The deals announced on Thursday come a few months after Crestwood, Inergy LP and Inergy Midstream LP merged to form a $7 billion entity to cater to a spurt in Bakken shale production, which has made North Dakota the most prolific oil-producing state after Texas.

Other partnerships such as Southcross Energy Partners LP and Eagle Rock Energy Partners LP could also benefit from deals, Bellamy said.

TAPPING THE SHALE BOOM

Regency's acquisition of PVR Partners will give it access to the Marcellus and Utica shales in the Appalachian Basin and the Granite Wash in the Mid-Continent region.

Regency, which has assets in the Permian Basin, South Texas and North Louisiana, will offer PVR unitholders $28.68 per unit, a 26 percent premium to the stock's Wednesday close. Regency will also assume $1.8 billion in debt.

PVR units were trading at $25.81 — well below the offer price.

PVR Partners, which was owned by Penn Virginia Corp, has had trouble with producers delaying well connections to its pipelines. Analysts have said its $1 billion acquisition of Chief Gathering LLC also did pan out as planned.

The Regency deal, expected to close in the first quarter, will slightly hurt the company's distributable cash flow in 2014.

Regency units were down 7 percent at $25.99 in afternoon trading on the New York Stock Exchange.

In North Dakota's Bakken shale field, Crestwood Midstream will process about 18 percent of crude oil output after it buys Arrow Midstream, making it one of the largest pipeline and storage providers in the lucrative shale formation.

"This is a perfect example of how we are going to aggressively commercially develop and look for bolt-on opportunities ... ," Crestwood Chief Executive Robert Phillips said on a conference call with analysts.

Arrow operates more than 460 miles of pipeline in the Bakken, carrying about 50,000 barrels of oil and 15 million cubic feet of natural gas per day.

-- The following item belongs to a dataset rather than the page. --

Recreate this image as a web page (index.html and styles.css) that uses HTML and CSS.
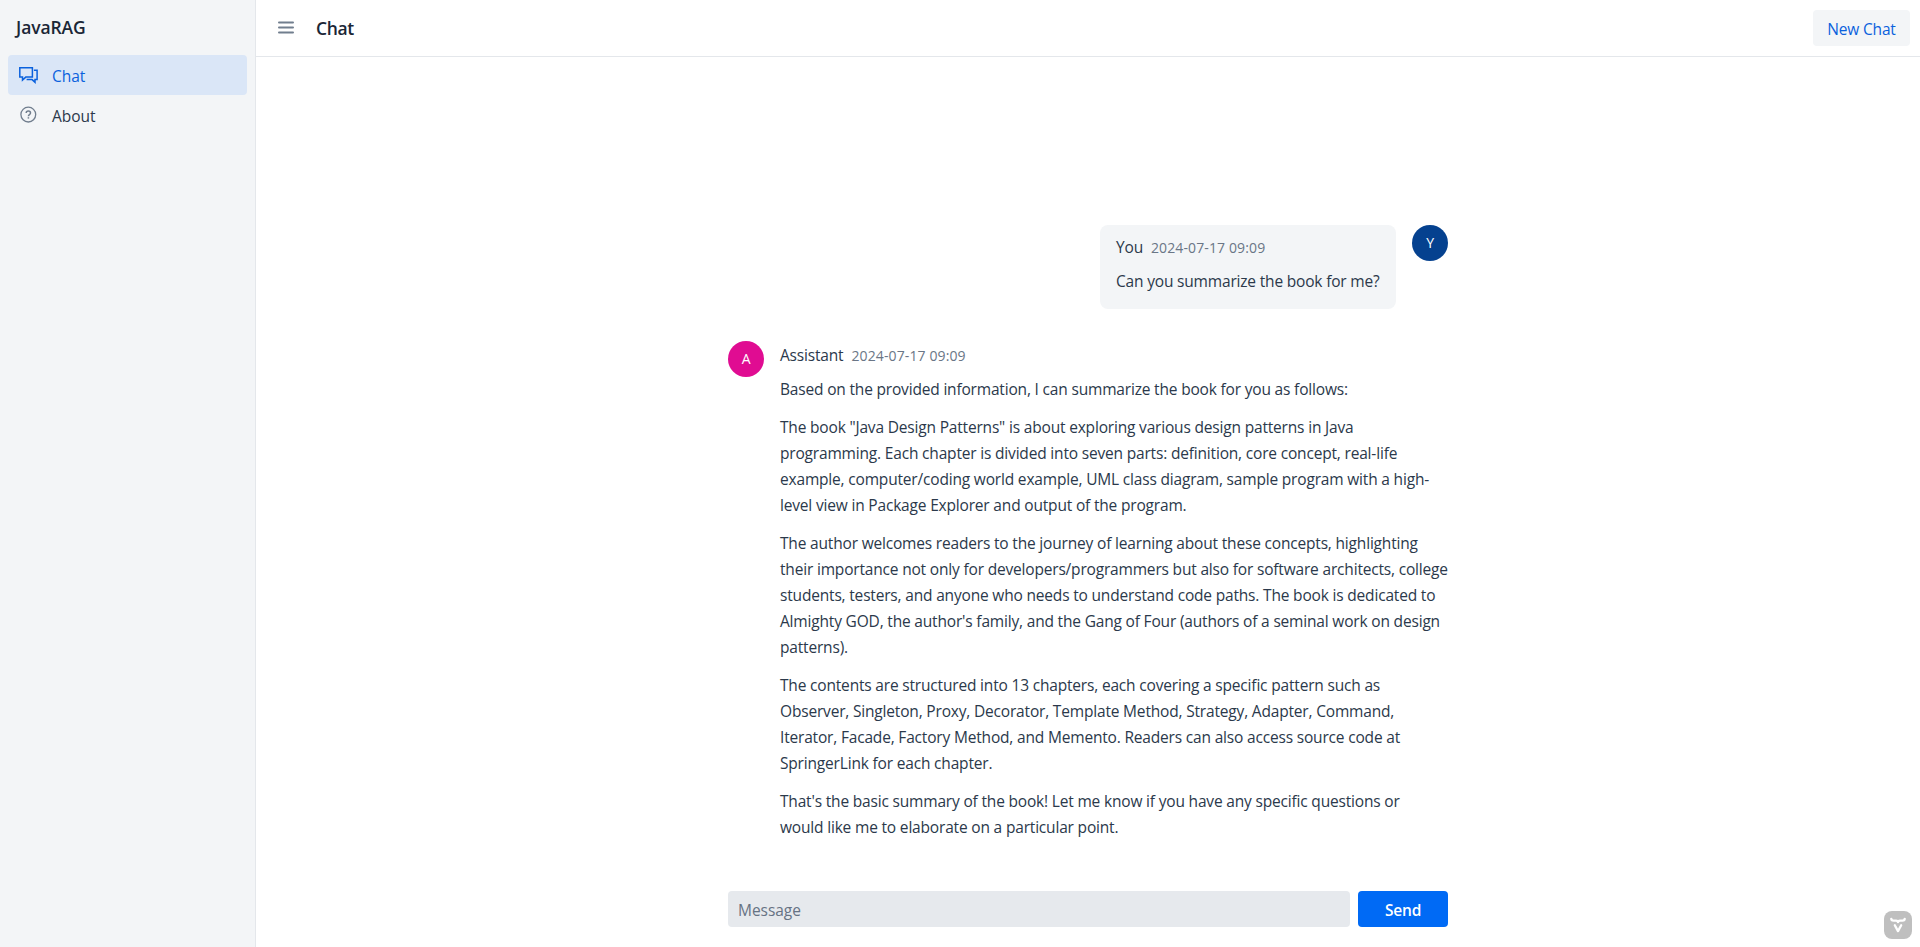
FILE: index.html
```html
<!DOCTYPE html>
<html lang="en">
<head>
<meta charset="utf-8">
<title>Chat</title>
<link rel="stylesheet" href="styles.css">
</head>
<body>
<div class="app">
  <aside class="drawer">
    <h1 class="brand">JavaRAG</h1>
    <nav class="nav">
      <a class="nav-item active">
        <svg class="nav-icon" viewBox="0 0 20 20" fill="none" stroke="currentColor" stroke-width="1.5"><path d="M1.800 2.700h12.600v9.400H7.800l-3.300 2.900v-2.900H1.800z"/><path d="M15.900 5.300h3.200v9.300H17v2.600l-2.900-2.600H8.600"/></svg>
        <span>Chat</span>
      </a>
      <a class="nav-item">
        <svg class="nav-icon" viewBox="0 0 20 20" fill="none" stroke="currentColor" stroke-width="1.300"><circle cx="10.300" cy="9.600" r="7.400"/><path d="M8.200 8c0-2.600 4.300-2.600 4.300 0 0 1.600-2.100 1.500-2.100 3.300" stroke-width="1.500"/><path d="M10.400 12.200v1.400" stroke-width="1.500"/></svg>
        <span>About</span>
      </a>
    </nav>
  </aside>
  <main class="main">
    <header class="topbar">
      <svg class="menu" viewBox="0 0 16 14" stroke="currentColor" stroke-width="2" stroke-linecap="round"><path d="M1 1.500h14M1 6.500h14M1 11.500h14"/></svg>
      <h2 class="title">Chat</h2>
      <button class="new-chat">New Chat</button>
    </header>
    <section class="chat">
      <article class="message own">
        <div class="bubble">
          <div class="meta"><span class="name">You</span><time>2024-07-17 09:09</time></div>
          <p>Can you summarize the book for me?</p>
        </div>
        <div class="avatar navy">Y</div>
      </article>
      <article class="message">
        <div class="avatar pink">A</div>
        <div class="body">
          <div class="meta"><span class="name">Assistant</span><time>2024-07-17 09:09</time></div>
          <p>Based on the provided information, I can summarize the book for you as follows:</p>
          <p>The book "Java Design Patterns" is about exploring various design patterns in Java<br>programming. Each chapter is divided into seven parts: definition, core concept, real-life<br>example, computer/coding world example, UML class diagram, sample program with a high-<br>level view in Package Explorer and output of the program.</p>
          <p>The author welcomes readers to the journey of learning about these concepts, highlighting<br>their importance not only for developers/programmers but also for software architects, college<br>students, testers, and anyone who needs to understand code paths. The book is dedicated to<br>Almighty GOD, the author's family, and the Gang of Four (authors of a seminal work on design<br>patterns).</p>
          <p>The contents are structured into 13 chapters, each covering a specific pattern such as<br>Observer, Singleton, Proxy, Decorator, Template Method, Strategy, Adapter, Command,<br>Iterator, Facade, Factory Method, and Memento. Readers can also access source code at<br>SpringerLink for each chapter.</p>
          <p>That's the basic summary of the book! Let me know if you have any specific questions or<br>would like me to elaborate on a particular point.</p>
        </div>
      </article>
      <form class="composer">
        <div class="field">Message</div>
        <button type="button" class="send">Send</button>
      </form>
    </section>
  </main>
  <div class="badge">
    <svg viewBox="0 0 28 28" fill="none" stroke="#fff" stroke-width="2.300" stroke-linecap="round" stroke-linejoin="round"><path d="M7.300 7.800c0 1.700.7 1.900 2.200 1.900h2.500c1.300 0 2 .4 2 1.500 0-1.100.7-1.500 2-1.500h2.500c1.500 0 2.200-.2 2.200-1.900"/><path d="M10.800 14.200l3.200 5.900 3.200-5.900"/></svg>
  </div>
</div>
</body>
</html>
```
FILE: styles.css
```css
* { box-sizing: border-box; }

body {
  margin: 0;
  font-family: "Open Sans", "Noto Sans", sans-serif;
  font-size: 15.500px;
  letter-spacing: -0.180px;
  line-height: 26px;
  color: #2b394b;
  background: #fff;
}

h1, h2, p { margin: 0; }
button { border: 0; font: inherit; letter-spacing: inherit; }

.app { display: flex; height: 947px; overflow: hidden; }

.drawer {
  width: 256px;
  flex: none;
  background: #f3f5f7;
  border-right: 1px solid #e4e7eb;
}
.brand {
  padding: 14px 16px 15px;
  font-size: 17.500px;
  font-weight: 600;
  letter-spacing: -0.100px;
  color: #1a2636;
}
.nav { padding: 0 8px; }
.nav-item {
  display: flex;
  align-items: center;
  gap: 14px;
  height: 40px;
  padding-left: 10px;
  border-radius: 4px;
}
.nav-item span { padding-top: 1px; letter-spacing: -0.050px; }
.nav-item .nav-icon { width: 20px; height: 20px; color: #717e8e; }
.nav-item.active, .nav-item.active .nav-icon { color: #0a61dd; }
.nav-item.active { background: #dae6f7; }

.main { flex: 1; display: flex; flex-direction: column; }
.topbar {
  display: flex;
  align-items: center;
  height: 57px;
  padding: 0 10px 0 22px;
  border-bottom: 1px solid #e4e7eb;
}
.menu { width: 16px; height: 14px; color: #717e8e; }
.title {
  margin-left: 22px;
  font-size: 17.500px;
  font-weight: 600;
  letter-spacing: -0.400px;
  color: #1a2636;
}
.new-chat {
  width: 97px;
  height: 36px;
  margin-left: auto;
  padding: 2px 0 0;
  border-radius: 4px;
  background: #f3f5f7;
  color: #0a61dd;
}

.chat {
  flex: 1;
  display: flex;
  flex-direction: column;
  justify-content: flex-end;
  width: 720px;
  margin: 0 auto;
  padding-bottom: 20px;
}
.message { display: flex; align-items: flex-start; gap: 16px; }
.own { justify-content: flex-end; margin-bottom: 32px; }
.bubble {
  width: 296px;
  height: 84px;
  padding: 9px 16px;
  border-radius: 8px;
  background: #f3f5f7;
}
.avatar {
  display: flex;
  align-items: center;
  justify-content: center;
  flex: none;
  width: 36px;
  height: 36px;
  border-radius: 50%;
  font-size: 14px;
  color: #fff;
}
.navy { background: #05418f; }
.pink { background: #e00c92; }
.body { flex: 1; padding-top: 1px; white-space: nowrap; }
.meta { display: flex; gap: 8px; margin-bottom: 8px; }
.meta time { padding-top: 1px; margin-bottom: -1px; font-size: 14px; letter-spacing: 0.120px; color: #6a7686; }
.body p + p { margin-top: 12px; }

.composer { display: flex; gap: 8px; margin-top: 51px; }
.field {
  flex: 1;
  height: 36px;
  padding: 6px 10px;
  border-radius: 4px;
  background: #e6e9ed;
  color: #667384;
  letter-spacing: -0.050px;
}
.send {
  width: 90px;
  height: 36px;
  padding: 2px 0 0;
  border-radius: 4px;
  background: #006af5;
  color: #fff;
  font-weight: 600;
}

.badge {
  position: absolute;
  right: 8px;
  bottom: 8px;
  width: 28px;
  height: 28px;
  border-radius: 8px;
  background: #bfbfbf;
}
.badge svg { display: block; width: 28px; height: 28px; }
```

The deal with Arrow is expected to close in the fourth quarter and add to Crestwood's estimated distributable cash flow per limited partner unit in 2014, the company said.

Crestwood's shares were down marginally at $22.77.

BofA Merrill Lynch and UBS Investment Bank advised Regency, while Baker Botts LLP was its legal counsel.

Citigroup Global Markets Inc and Evercore Partners advised PVR. Vinson & Elkins LLP was its legal counsel.

Citi was the exclusive financial adviser to Crestwood, while Arrow was advised by Jefferies LLC.